Cuando fue desmantelado el Palacio de los Soviets, para usar su acero en otras construcciones, su armazón apenas había alcanzado los 30 metros. Al decir de algunos moscovitas, irónicos amantes de estas historias, la extremada lentitud con que avanzaron los trabajos estuvo, desde el principio, relacionada con la maldición del lugar: caía sobre el proyecto de Iofan, a causa de la demolición de la catedral de Cristo Redentor, de la misma manera que había caído sobre ésta, al edificarse en el siglo XIX, de acuerdo con la profecía lanzada por la superiora del monasterio de san Alexis, que entonces, con igual lógica, fue demolido.

Comoquiera que sea, lo cierto es que, terminada la Segunda Guerra Mundial, el proyecto de Iofan fue abandonado como hacía ya tiempo habían sido abandonados los sueños.

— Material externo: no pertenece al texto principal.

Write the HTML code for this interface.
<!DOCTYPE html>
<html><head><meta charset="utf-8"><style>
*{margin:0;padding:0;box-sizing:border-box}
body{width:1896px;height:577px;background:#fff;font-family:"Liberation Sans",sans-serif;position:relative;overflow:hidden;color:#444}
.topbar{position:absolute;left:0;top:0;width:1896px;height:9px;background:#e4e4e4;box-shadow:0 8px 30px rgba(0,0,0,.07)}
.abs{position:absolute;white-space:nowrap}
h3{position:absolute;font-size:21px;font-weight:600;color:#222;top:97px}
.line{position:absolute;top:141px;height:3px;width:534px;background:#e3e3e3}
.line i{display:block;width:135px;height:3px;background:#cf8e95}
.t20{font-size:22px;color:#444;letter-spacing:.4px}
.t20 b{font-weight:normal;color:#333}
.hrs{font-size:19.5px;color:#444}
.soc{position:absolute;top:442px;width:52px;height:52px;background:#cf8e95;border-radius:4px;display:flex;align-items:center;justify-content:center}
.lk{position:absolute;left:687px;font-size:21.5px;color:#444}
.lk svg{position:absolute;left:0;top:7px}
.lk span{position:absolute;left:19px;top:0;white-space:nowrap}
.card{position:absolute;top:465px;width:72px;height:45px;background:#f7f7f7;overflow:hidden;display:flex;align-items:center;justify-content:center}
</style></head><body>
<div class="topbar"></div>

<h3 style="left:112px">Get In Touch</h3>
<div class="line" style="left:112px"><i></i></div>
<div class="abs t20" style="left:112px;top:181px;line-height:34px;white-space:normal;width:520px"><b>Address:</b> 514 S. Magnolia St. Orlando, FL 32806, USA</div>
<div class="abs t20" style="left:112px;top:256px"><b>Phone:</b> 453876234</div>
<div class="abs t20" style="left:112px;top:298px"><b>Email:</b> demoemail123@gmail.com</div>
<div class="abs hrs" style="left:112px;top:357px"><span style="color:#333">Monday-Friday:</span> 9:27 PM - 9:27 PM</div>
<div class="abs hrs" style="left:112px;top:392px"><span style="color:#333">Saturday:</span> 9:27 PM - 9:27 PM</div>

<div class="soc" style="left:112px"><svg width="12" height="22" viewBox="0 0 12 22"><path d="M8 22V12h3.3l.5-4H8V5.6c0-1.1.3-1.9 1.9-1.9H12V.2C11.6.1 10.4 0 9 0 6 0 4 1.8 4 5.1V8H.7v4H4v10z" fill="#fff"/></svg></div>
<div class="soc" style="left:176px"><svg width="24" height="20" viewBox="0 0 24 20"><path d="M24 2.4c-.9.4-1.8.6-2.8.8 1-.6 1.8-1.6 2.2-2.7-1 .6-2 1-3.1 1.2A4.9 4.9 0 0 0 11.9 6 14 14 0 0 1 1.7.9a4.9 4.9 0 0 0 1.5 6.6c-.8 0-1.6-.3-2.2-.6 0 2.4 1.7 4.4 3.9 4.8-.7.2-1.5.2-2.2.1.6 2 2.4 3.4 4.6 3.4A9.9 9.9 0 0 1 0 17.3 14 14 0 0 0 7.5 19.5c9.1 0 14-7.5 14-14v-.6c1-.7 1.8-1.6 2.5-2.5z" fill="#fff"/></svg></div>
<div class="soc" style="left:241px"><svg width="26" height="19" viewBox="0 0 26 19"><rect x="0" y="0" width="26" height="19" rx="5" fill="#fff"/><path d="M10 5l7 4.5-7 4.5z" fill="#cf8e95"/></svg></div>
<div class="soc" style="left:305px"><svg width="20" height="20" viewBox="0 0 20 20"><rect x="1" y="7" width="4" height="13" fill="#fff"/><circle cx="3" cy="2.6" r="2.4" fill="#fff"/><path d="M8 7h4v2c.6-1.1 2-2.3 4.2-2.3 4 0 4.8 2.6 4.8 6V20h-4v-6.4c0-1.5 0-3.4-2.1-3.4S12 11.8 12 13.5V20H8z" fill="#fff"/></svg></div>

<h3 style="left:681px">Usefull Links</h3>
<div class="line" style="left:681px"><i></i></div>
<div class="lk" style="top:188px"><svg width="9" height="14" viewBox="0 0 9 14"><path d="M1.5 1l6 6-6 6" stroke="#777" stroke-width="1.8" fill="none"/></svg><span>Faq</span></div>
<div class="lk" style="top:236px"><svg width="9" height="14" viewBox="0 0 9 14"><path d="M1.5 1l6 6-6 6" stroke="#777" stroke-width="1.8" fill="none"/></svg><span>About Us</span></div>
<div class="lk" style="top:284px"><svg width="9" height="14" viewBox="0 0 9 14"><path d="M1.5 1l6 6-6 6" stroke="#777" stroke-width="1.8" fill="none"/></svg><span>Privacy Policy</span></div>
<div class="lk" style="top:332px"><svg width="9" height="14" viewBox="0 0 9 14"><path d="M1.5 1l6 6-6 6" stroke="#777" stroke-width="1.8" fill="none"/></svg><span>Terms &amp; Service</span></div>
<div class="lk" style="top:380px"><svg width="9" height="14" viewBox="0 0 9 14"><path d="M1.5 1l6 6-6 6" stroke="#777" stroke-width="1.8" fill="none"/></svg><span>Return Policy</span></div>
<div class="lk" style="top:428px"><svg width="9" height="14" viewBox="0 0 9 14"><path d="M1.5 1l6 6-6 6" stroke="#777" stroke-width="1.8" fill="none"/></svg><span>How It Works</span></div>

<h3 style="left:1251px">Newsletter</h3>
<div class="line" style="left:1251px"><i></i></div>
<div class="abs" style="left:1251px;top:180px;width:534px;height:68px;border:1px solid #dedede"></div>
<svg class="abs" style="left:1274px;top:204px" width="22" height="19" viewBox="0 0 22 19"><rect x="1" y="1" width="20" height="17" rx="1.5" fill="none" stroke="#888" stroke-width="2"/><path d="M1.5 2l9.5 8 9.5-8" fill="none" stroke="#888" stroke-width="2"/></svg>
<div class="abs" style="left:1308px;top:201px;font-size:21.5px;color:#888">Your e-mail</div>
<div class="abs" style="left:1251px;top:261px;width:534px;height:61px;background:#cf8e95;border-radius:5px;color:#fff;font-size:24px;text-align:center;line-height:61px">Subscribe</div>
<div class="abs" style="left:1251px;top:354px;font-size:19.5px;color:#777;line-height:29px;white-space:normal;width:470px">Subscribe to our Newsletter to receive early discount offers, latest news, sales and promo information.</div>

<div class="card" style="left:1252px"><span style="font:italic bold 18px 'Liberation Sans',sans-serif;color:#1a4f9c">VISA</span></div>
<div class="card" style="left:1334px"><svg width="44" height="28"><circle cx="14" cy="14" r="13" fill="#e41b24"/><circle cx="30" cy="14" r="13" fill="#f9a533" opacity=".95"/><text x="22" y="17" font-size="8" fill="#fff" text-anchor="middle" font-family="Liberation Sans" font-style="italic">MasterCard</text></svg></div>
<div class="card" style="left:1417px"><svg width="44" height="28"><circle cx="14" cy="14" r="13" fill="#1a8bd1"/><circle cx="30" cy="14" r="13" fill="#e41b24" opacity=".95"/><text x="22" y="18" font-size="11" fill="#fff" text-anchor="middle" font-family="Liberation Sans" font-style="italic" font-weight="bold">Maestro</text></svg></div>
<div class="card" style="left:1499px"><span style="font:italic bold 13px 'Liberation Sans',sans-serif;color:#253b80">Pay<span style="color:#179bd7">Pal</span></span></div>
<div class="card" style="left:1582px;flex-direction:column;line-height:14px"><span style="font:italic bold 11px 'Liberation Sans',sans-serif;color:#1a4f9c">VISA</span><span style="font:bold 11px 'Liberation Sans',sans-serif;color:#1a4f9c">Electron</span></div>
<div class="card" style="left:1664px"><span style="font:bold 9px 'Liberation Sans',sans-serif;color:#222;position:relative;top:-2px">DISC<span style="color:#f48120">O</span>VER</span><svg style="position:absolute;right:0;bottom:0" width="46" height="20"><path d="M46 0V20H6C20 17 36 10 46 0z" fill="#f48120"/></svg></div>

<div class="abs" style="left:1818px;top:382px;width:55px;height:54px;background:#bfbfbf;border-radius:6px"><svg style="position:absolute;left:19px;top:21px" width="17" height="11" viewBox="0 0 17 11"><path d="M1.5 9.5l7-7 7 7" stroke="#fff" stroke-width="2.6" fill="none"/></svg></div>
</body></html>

A pequeña escala, el hueco donde se encontraban el monasterio de san Alexis y la catedral de Cristo Redentor, y donde debía de alzarse en otra época el Palacio de los Soviets, debía parecerse mucho al hueco que se ensanchaba en los corazones a medida que se revelaba la transformación de los sueños en pesadillas: una estepa desolada en la que tan difícil era avanzar como retroceder.

Es muy probable que el anuncio silencioso del fin próximo de la Gran Idea se produjera en los años sesenta cuando el espacio yermo que tenía que ocupar el nunca construido Palacio de los Soviets fue dedicado a encerrar una enorme piscina al aire libre, la piscina Moscú. Era la materialización del final de una idea grandiosa y catastrófica, y posiblemente era, además, un buen destino, pues los símbolos se disipaban entre los vapores. No sería de extrañar que los reconstructores de la catedral de Cristo Redentor hubieran avivado la maldición.

Rafael Argullol es escritor y filósofo.